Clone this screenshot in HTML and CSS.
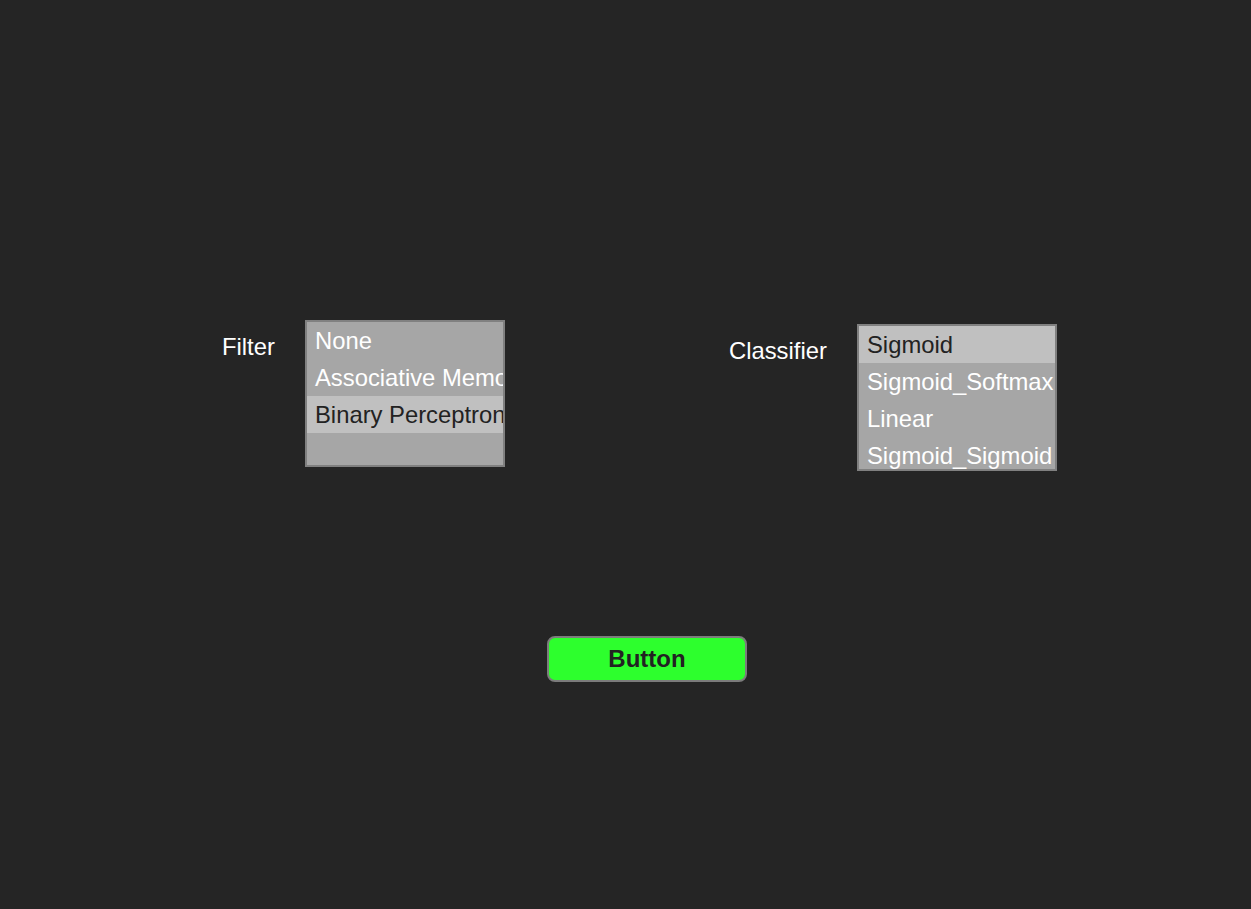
FILE: index.html
```html
<!DOCTYPE html>
<html>
<head>
<meta charset="utf-8">
<link rel="stylesheet" href="styles.css">
</head>
<body>
<div class="page">
  <div class="row">
    <div class="group group-filter">
      <div class="label label-filter">Filter</div>
      <div class="listbox">
        <div class="item">None</div>
        <div class="item">Associative Memory</div>
        <div class="item selected">Binary Perceptron</div>
      </div>
    </div>
    <div class="group group-classifier">
      <div class="label label-classifier">Classifier</div>
      <div class="listbox">
        <div class="item selected">Sigmoid</div>
        <div class="item">Sigmoid_Softmax</div>
        <div class="item">Linear</div>
        <div class="item">Sigmoid_Sigmoid</div>
      </div>
    </div>
  </div>
  <div class="button-row">
    <button class="btn">Button</button>
  </div>
</div>
</body>
</html>
```

FILE: styles.css
```css
html, body {
  margin: 0;
  padding: 0;
  background: #252525;
  height: 100%;
}
body {
  font-family: "Liberation Sans", Arial, sans-serif;
  font-size: 23.8px;
  color: #ffffff;
}
.page {
  width: 1251px;
  height: 909px;
  overflow: hidden;
  box-sizing: border-box;
  padding-top: 320px;
}
.row {
  display: flex;
  align-items: flex-start;
  padding-left: 222px;
}
.group {
  display: flex;
  align-items: flex-start;
}
.group-classifier {
  margin-top: 4px;
  margin-left: 224px;
}
.label {
  line-height: 37px;
  margin-top: 8px;
  white-space: nowrap;
}
.label-filter {
  width: 83px;
  margin-top: 8px;
}
.label-classifier {
  width: 128px;
}
.listbox {
  width: 196px;
  height: 143px;
  border: 2px solid #808080;
  background: #a6a6a6;
  overflow: hidden;
}
.item {
  height: 37px;
  line-height: 37px;
  padding-left: 8px;
  white-space: nowrap;
  overflow: hidden;
  color: #ffffff;
}
.item.selected {
  background: #c0c0c0;
  color: #222222;
}
.button-row {
  padding-left: 547px;
  margin-top: 165px;
}
.btn {
  display: block;
  width: 200px;
  height: 46px;
  box-sizing: border-box;
  border: 2px solid #7c7c7c;
  border-radius: 8px;
  background: #2dff2d;
  color: #222222;
  font-family: "Liberation Sans", Arial, sans-serif;
  font-weight: bold;
  font-size: 24px;
  padding: 0;
  margin: 0;
}
```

**Prompt:** Write out again every line above exactly as given; the pictures do not belong in the copy.

**Task solution:**
Clone this screenshot in HTML and CSS.
FILE: index.html
```html
<!DOCTYPE html>
<html>
<head>
<meta charset="utf-8">
<link rel="stylesheet" href="styles.css">
</head>
<body>
<div class="page">
  <div class="row">
    <div class="group group-filter">
      <div class="label label-filter">Filter</div>
      <div class="listbox">
        <div class="item">None</div>
        <div class="item">Associative Memory</div>
        <div class="item selected">Binary Perceptron</div>
      </div>
    </div>
    <div class="group group-classifier">
      <div class="label label-classifier">Classifier</div>
      <div class="listbox">
        <div class="item selected">Sigmoid</div>
        <div class="item">Sigmoid_Softmax</div>
        <div class="item">Linear</div>
        <div class="item">Sigmoid_Sigmoid</div>
      </div>
    </div>
  </div>
  <div class="button-row">
    <button class="btn">Button</button>
  </div>
</div>
</body>
</html>
```

FILE: styles.css
```css
html, body {
  margin: 0;
  padding: 0;
  background: #252525;
  height: 100%;
}
body {
  font-family: "Liberation Sans", Arial, sans-serif;
  font-size: 23.8px;
  color: #ffffff;
}
.page {
  width: 1251px;
  height: 909px;
  overflow: hidden;
  box-sizing: border-box;
  padding-top: 320px;
}
.row {
  display: flex;
  align-items: flex-start;
  padding-left: 222px;
}
.group {
  display: flex;
  align-items: flex-start;
}
.group-classifier {
  margin-top: 4px;
  margin-left: 224px;
}
.label {
  line-height: 37px;
  margin-top: 8px;
  white-space: nowrap;
}
.label-filter {
  width: 83px;
  margin-top: 8px;
}
.label-classifier {
  width: 128px;
}
.listbox {
  width: 196px;
  height: 143px;
  border: 2px solid #808080;
  background: #a6a6a6;
  overflow: hidden;
}
.item {
  height: 37px;
  line-height: 37px;
  padding-left: 8px;
  white-space: nowrap;
  overflow: hidden;
  color: #ffffff;
}
.item.selected {
  background: #c0c0c0;
  color: #222222;
}
.button-row {
  padding-left: 547px;
  margin-top: 165px;
}
.btn {
  display: block;
  width: 200px;
  height: 46px;
  box-sizing: border-box;
  border: 2px solid #7c7c7c;
  border-radius: 8px;
  background: #2dff2d;
  color: #222222;
  font-family: "Liberation Sans", Arial, sans-serif;
  font-weight: bold;
  font-size: 24px;
  padding: 0;
  margin: 0;
}
```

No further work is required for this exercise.